Dans la vallée de Chamonix, le glacier du Montenvers a, lui, perdu pas moins de 7 mètres d’épaisseur entre fin mai et mi-août, selon le glaciologue Luc Moreau. Il a aussi constaté l’effacement de la mer de Glace de 1 mètre en une semaine durant l’été. Celle-ci réputée pour sa blancheur est devenue en grande partie une mer de roches grises. De nombreux touristes montent à l’aide du petit train du Montenvers voir ce désastre du réchauffement climatique. Et, espérons-le, prendre conscience des effets dévastateurs sur la nature. Depuis 1980, la mer de Glace perd en moyenne 4 mètres d’épaisseur par an. Or, cet été, la fonte a été de plus de 8 mètres.
La limite du 0°C enregistré à des altitudes record cet été
Fin juillet, Météo Suisse a enregistré, via un ballon-sonde météorologique, un point de congélation record. La limite du 0°C) a été évalué dans le massif du Mont Rose à 5 184 mètres. Un record. Et des chiffres tout à fait inhabituels.
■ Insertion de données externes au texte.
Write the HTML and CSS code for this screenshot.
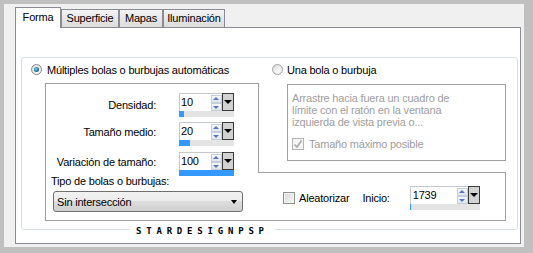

Normalement, au mois d’août, l’altitude du point zéro degré devrait être d’environ 3 500 mètres.
“Selon les estimations, 85 à 95 % de la surface des glaciers alpins auront disparu d’ici la fin du siècle, voire en 2070 ou 2080 à ce rythme”, explique Ludovic Ravanel, géomorphologue et guide montagne à Chamonix au journal suisse Le Temps.
“Selon les estimations, 85 à 95 % de la surface des glaciers alpins auront disparu d’ici la fin du siècle, voire en 2070 ou 2080 à ce rythme.”
Ludovic Ravanel
De plus en plus de glaciers déclarés morts
Dans les Pyrénées françaises, les glaciers du Boum et du Portillon, situés à 2 800 mètres d’altitude, ont été déclarés morts cet automne. Ils ne sont donc plus inscrits à l’inventaire des glaciologues et ne seront plus mesurés. En cause : un été précoce puis très chaud, un automne extrêmement doux en octobre-novembre et des dépôts de sable du Sahara qui ont contribué à leur désagrégation. L’eau fond, crée de petits lacs glaciaires avant de s’évaporer ou de s’écouler vers la vallée.
Par le passé, d’autres glaciers ont déjà été déclarés morts. En 2014, après 700 ans d’existence, le glacier islandais Okjökull a été lui aussi victime du réchauffement climatique. Des funérailles ont été organisées par des ONG pour souligner le drame. Même chose en Suisse, où le glacier Pizol a lui aussi succombé, évaporé sous les chaleurs estivales en 2019. Il ne subsiste plus que l’équivalent de quatre terrains de football de glace. Une longue marche funèbre en montagne avait été organisée. Une centaine de personnes est venue saluer la fin de ce glacier, situé près du Liechtenstein et de l’Autriche. “Depuis 1850, on estime qu’il y a plus que 500 glaciers suisses qui ont complètement disparu”, a déclaré Matthias Huss, glaciologue à l’Ecole polytechnique fédérale de Zurich. Et la situation n’est, hélas, guère différente en France.